Task
Select all lines with the string "Output" in them, and copy those lines.

Data records:

____________

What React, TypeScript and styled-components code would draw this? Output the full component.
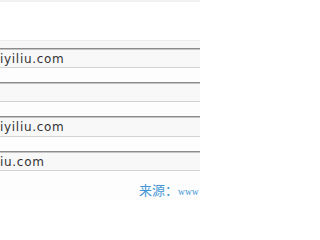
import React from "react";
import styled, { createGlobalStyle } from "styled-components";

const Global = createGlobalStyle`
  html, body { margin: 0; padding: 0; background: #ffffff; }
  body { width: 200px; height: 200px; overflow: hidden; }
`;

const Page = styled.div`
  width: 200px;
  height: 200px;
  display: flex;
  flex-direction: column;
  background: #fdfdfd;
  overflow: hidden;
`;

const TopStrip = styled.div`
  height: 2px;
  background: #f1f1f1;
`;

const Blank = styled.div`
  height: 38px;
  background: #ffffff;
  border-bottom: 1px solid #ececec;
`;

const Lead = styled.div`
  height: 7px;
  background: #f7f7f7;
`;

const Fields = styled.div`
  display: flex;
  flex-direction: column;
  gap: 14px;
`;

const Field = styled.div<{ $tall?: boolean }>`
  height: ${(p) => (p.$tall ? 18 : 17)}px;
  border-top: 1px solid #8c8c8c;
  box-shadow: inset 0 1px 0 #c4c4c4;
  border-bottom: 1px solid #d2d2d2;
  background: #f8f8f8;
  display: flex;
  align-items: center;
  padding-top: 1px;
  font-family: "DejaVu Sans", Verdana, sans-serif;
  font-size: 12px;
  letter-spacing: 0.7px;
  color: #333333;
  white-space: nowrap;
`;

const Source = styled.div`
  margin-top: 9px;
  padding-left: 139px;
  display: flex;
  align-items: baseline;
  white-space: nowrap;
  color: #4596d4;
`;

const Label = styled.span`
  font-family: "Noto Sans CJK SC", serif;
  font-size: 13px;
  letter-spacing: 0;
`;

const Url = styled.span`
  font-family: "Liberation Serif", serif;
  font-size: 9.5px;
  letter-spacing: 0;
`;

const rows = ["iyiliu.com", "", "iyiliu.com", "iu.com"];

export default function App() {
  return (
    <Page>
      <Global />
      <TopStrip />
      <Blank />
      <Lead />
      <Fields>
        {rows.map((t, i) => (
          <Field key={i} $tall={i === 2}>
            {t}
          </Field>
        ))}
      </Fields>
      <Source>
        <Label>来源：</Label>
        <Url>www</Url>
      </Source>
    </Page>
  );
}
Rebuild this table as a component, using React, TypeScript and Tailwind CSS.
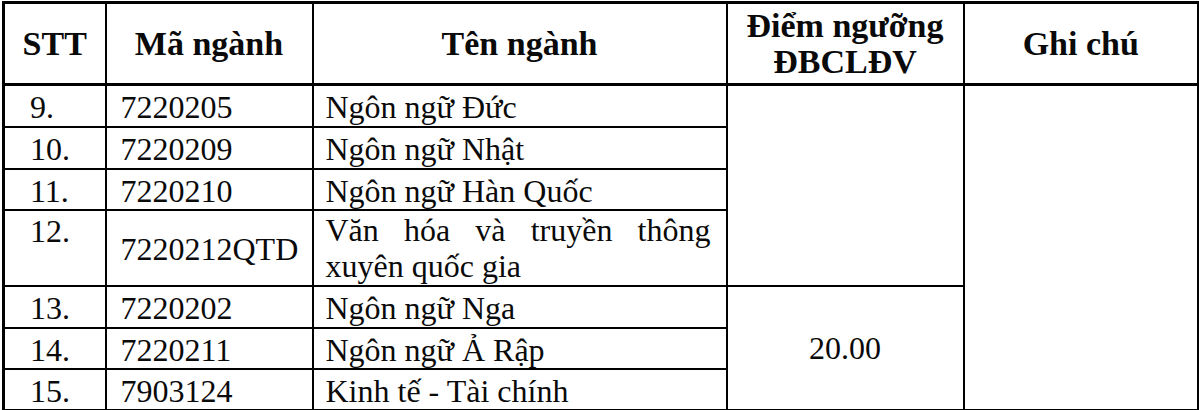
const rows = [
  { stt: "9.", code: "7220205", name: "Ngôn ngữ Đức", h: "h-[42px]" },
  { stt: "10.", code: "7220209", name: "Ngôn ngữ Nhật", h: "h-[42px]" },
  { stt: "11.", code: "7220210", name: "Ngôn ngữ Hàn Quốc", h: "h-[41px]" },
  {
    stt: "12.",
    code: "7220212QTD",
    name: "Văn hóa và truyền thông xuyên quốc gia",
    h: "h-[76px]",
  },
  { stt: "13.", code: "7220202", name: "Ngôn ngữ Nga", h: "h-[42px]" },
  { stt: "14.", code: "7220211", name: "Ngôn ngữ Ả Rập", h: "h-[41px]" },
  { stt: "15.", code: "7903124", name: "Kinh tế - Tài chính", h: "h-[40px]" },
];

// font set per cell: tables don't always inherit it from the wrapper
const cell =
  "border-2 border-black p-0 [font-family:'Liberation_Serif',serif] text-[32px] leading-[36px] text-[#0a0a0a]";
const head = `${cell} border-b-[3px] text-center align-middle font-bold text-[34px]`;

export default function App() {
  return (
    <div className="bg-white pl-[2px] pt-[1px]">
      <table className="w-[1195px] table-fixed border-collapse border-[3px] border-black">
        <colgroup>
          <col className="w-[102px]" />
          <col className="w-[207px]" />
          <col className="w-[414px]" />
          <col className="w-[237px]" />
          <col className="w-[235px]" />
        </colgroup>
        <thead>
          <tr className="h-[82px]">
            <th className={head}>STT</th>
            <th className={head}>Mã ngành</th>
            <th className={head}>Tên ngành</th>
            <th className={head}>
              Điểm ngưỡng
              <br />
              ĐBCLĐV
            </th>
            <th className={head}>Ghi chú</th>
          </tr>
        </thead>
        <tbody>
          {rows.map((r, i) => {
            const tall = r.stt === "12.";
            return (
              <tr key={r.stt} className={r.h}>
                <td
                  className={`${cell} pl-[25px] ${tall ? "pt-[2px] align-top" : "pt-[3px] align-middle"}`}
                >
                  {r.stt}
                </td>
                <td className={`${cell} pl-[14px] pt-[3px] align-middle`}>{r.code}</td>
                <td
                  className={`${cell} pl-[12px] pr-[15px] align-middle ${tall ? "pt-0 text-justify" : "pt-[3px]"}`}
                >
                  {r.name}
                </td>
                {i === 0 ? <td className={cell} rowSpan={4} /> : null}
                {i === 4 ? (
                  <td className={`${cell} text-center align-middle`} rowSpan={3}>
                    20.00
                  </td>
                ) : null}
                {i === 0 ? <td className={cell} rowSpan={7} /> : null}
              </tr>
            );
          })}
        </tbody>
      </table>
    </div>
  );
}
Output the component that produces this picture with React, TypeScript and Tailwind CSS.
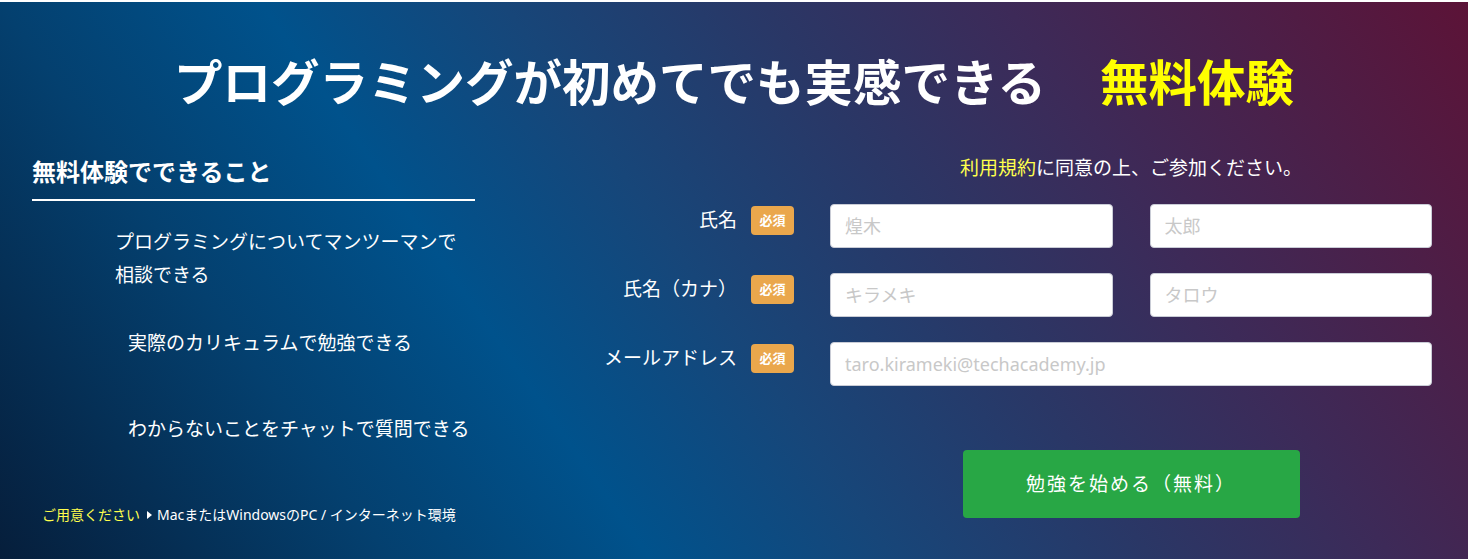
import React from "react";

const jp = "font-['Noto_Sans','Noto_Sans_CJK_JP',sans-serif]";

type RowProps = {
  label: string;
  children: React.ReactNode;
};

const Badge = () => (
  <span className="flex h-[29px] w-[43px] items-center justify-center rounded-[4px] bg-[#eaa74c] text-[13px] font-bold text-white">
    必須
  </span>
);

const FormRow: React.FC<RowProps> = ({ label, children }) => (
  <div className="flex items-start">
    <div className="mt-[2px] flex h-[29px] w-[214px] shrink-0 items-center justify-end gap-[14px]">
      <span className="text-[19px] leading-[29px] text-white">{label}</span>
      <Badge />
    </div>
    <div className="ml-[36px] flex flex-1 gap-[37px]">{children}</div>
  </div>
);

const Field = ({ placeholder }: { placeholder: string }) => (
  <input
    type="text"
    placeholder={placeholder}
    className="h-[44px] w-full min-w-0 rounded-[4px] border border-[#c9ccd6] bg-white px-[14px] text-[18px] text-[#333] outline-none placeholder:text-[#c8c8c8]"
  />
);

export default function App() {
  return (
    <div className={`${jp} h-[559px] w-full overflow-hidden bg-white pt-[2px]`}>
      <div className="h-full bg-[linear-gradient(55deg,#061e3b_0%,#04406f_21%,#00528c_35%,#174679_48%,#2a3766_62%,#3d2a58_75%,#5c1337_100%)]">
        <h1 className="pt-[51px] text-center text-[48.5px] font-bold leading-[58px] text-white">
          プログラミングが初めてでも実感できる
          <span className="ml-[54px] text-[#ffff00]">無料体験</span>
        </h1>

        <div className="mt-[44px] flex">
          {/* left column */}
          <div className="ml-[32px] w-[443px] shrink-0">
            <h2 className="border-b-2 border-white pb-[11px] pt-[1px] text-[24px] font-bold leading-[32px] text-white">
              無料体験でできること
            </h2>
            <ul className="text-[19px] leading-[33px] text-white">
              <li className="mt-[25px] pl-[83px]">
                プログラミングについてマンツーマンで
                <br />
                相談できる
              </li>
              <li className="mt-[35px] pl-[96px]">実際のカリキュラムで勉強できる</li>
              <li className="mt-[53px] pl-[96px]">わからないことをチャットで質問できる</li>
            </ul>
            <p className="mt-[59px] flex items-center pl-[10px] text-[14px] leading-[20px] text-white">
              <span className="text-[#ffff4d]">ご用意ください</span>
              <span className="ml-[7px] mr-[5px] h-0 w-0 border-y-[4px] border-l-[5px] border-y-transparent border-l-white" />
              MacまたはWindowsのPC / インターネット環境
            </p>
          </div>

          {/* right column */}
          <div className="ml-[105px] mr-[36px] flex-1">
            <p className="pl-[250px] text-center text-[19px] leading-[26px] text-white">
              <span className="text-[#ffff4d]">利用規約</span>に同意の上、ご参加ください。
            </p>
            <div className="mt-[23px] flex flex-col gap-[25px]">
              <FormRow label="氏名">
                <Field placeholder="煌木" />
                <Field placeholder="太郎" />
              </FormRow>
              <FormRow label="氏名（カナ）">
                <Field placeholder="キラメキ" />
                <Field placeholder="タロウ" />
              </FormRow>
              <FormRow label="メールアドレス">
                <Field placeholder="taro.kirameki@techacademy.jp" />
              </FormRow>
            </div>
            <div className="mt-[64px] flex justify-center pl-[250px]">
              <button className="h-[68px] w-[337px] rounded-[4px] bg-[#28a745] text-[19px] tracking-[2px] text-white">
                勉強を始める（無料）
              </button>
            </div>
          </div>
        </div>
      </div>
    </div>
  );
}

____________

Answer for this exercise
What React, TypeScript and styled-components code would draw this? Output the full component.
Output the component that produces this picture with React, TypeScript and Tailwind CSS.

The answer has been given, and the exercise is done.